The statute thus sets up a comprehensive scheme for the administration of abandoned bank deposits. Upon a report by the bank and notice to the depositors, and with an opportunity to be heard, if either wish it, the state takes into its protective custody bank accounts which, having been inactive for at least ten years if demand accounts or at least twenty-five years if nondemand, the statute declares to be presumptively abandoned. The bank is relieved of its liability to the depositors, who receive instead a claim against the state, enforceable at any time until the deposits are judicially found to be abandoned in fact and Page 321 U. S. 239 for five years thereafter. Refusal by the designated state officer to make payment is reviewable by the state courts.
Appellant contends here: (1) that the statute, in requiring payment of the deposit accounts to the state on the prescribed notice, without recourse to judicial proceedings or any court order or judgment, deprives the depositors and appellant of property without due process of law, and (2) that such withdrawal of accounts from a national bank infringes the national banking laws, particularly R.S. § 5136, 12 U.S.C. § 24, which authorize national banks to accept deposits and to do a banking business, and is an unconstitutional interference with the Page 321 U. S. 240 federally authorized function of national banks as instrumentalities of the Federal Government.
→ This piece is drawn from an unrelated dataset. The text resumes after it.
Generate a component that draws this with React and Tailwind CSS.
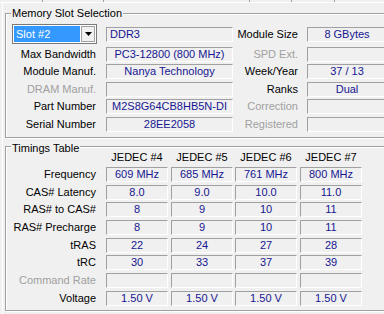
import React from 'react';

const Field = ({ value, w = "w-[62px]", left = false }) => (
  <div className={`${w} h-[15px] shrink-0 flex items-center border border-t-[#a0a0a0] border-l-[#a0a0a0] border-r-white border-b-white text-[#161690] leading-none whitespace-nowrap overflow-hidden ${left ? "justify-start pl-[3px]" : "justify-center"}`}>
    {value}
  </div>
);

const Label = ({ text, dim, w = "w-[90px]" }) => (
  <span className={`${w} shrink-0 text-right leading-none whitespace-nowrap ${dim ? "text-[#a0a0a0]" : "text-black"}`}>{text}</span>
);

const Group = ({ title, titleTop, className, children }) => (
  <div className={`relative w-[392px] border border-[#a0a0a0] shadow-[inset_1px_1px_0_#fff,1px_1px_0_#fff] ${className}`}>
    <span className={`absolute left-[5px] ${titleTop} bg-[#f0f0f0] px-[1px] leading-[13px] text-black`}>{title}</span>
    {children}
  </div>
);

const slotRows = [
  ["Max Bandwidth", false, "PC3-12800 (800 MHz)", "SPD Ext.", true, "", "mt-[3px]"],
  ["Module Manuf.", false, "Nanya Technology", "Week/Year", false, "37 / 13", "mt-[2px]"],
  ["DRAM Manuf.", true, "", "Ranks", false, "Dual", "mt-[3px]"],
  ["Part Number", false, "M2S8G64CB8HB5N-DI", "Correction", true, "", "mt-[2px]"],
  ["Serial Number", false, "28EE2058", "Registered", true, "", "mt-[3px]"],
];

const timings = [
  ["Frequency", false, ["609 MHz", "685 MHz", "761 MHz", "800 MHz"], "mt-[2px]"],
  ["CAS# Latency", false, ["8.0", "9.0", "10.0", "11.0"], "mt-[3px]"],
  ["RAS# to CAS#", false, ["8", "9", "10", "11"], "mt-[2px]"],
  ["RAS# Precharge", false, ["8", "9", "10", "11"], "mt-[3px]"],
  ["tRAS", false, ["22", "24", "27", "28"], "mt-[3px]"],
  ["tRC", false, ["30", "33", "37", "39"], "mt-[2px]"],
  ["Command Rate", true, ["", "", "", ""], "mt-[3px]"],
  ["Voltage", false, ["1.50 V", "1.50 V", "1.50 V", "1.50 V"], "mt-[3px]"],
];

const colGap = ["", "ml-[3px]", "ml-[2px]", "ml-[3px]"];

export default function App() {
  return (
    <div className="w-[384px] h-[314px] overflow-hidden bg-[#f0f0f0] font-['Liberation_Sans',Arial,sans-serif] text-[11px]">
      {/* tab strip remnant */}
      <div className="flex h-[3px] border-b border-white">
        <div className="w-[43px] border-r border-[#a0a0a0]" />
        <div className="w-[61px] border-r border-[#a0a0a0]" />
        <div className="w-[146px] border-r border-[#a0a0a0]" />
        <div className="w-[42px] border-r border-[#a0a0a0]" />
        <div className="w-[43px] border-r border-[#a0a0a0]" />
      </div>

      <div className="ml-[2px] pl-[2px] border-l border-white h-[311px] pt-[10px]">
        <Group title="Memory Slot Selection" titleTop="-top-[7px]" className="pt-[10px] pb-[5px]">
          <div className="flex items-center h-[20px]">
            <div className="ml-[6px] w-[85px] h-[20px] shrink-0 flex p-[1px] bg-white border border-[#7a7a7a]">
              <div className="flex-1 flex items-center pl-[2px] bg-[#3399ff] text-white leading-none">Slot #2</div>
              <div className="w-[14px] ml-[1px] flex items-center justify-center bg-[#f0f0f0] border border-[#a0a0a0]">
                <svg width="7" height="4" viewBox="0 0 7 4"><path d="M0 0h7L3.5 4z" fill="#000" /></svg>
              </div>
            </div>
            <div className="ml-[9px]"><Field value="DDR3" w="w-[127px]" left /></div>
            <Label text="Module Size" w="w-[65px]" />
            <div className="ml-[9px]"><Field value="8 GBytes" w="w-[80px]" /></div>
          </div>
          {slotRows.map(([l, ld, v, r, rd, rv, mt]) => (
            <div key={l} className={`flex items-center h-[15px] ${mt}`}>
              <Label text={l} dim={ld} />
              <div className="ml-[10px]"><Field value={v} w="w-[127px]" /></div>
              <Label text={r} dim={rd} w="w-[65px]" />
              <div className="ml-[9px]"><Field value={rv} w="w-[80px]" /></div>
            </div>
          ))}
        </Group>

        <Group title="Timings Table" titleTop="-top-[5px]" className="mt-[8px] pt-[3px] pb-[4px]">
          <div className="flex items-center h-[15px] pl-[100px]">
            {["JEDEC #4", "JEDEC #5", "JEDEC #6", "JEDEC #7"].map((h, i) => (
              <span key={h} className={`w-[62px] text-center leading-none ${colGap[i]}`}>{h}</span>
            ))}
          </div>
          {timings.map(([l, dim, vals, mt]) => (
            <div key={l} className={`flex items-center h-[15px] ${mt}`}>
              <Label text={l} dim={dim} />
              <div className="ml-[10px] flex">
                {vals.map((v, i) => (
                  <div key={i} className={colGap[i]}><Field value={v} /></div>
                ))}
              </div>
            </div>
          ))}
        </Group>
      </div>
    </div>
  );
}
Apart from questions which may arise under the national banking laws in the case of national banks, it is no longer open to doubt that a state, by a procedure satisfying constitutional requirements, may compel surrender to it of deposit balances when there is substantial ground for belief that they have been abandoned or forgotten, Security Bank v. California, supra, certainly when the state acquires them subject to all lawful demands of the depositors. Provident Savings Institution v. Malone, 221 U. S. 660. Page 321 U. S. 241
In the present posture of the case, we conclude, subject to the requirements of procedural due process, that, prior to a judicial decree of actual abandonment, the depositors will not be deprived of their property by the surrender of their bank accounts to the state. We need not decide whether the procedure for determining abandonment in fact conforms to due process, for appellant has not attacked this procedure here, and no such proceeding is before us. Prior to such a decree, the present statute merely compels the summary substitution of the state for the bank, as the debtor of the depositors. It deprives Page 321 U. S. 242 the depositors of none of their rights as creditors, preserving their right to demand from the state payment of the deposits, and their right to resort to the courts if payment is refused. True, payment over of the deposits to the state may be the precursor of a decree of abandonment and the shortening of the period within which a claimant may demand payment of his deposit. But, if the notice to depositors is adequate, we cannot say that the period of five years allowed for that purpose after the decree is an infringement of constitutional rights. Terry v. Anderson, 95 U. S. 628, 95 U. S. 632-633, and cases cited; United States v. Morena, 245 U. S. 392, 245 U. S. 397.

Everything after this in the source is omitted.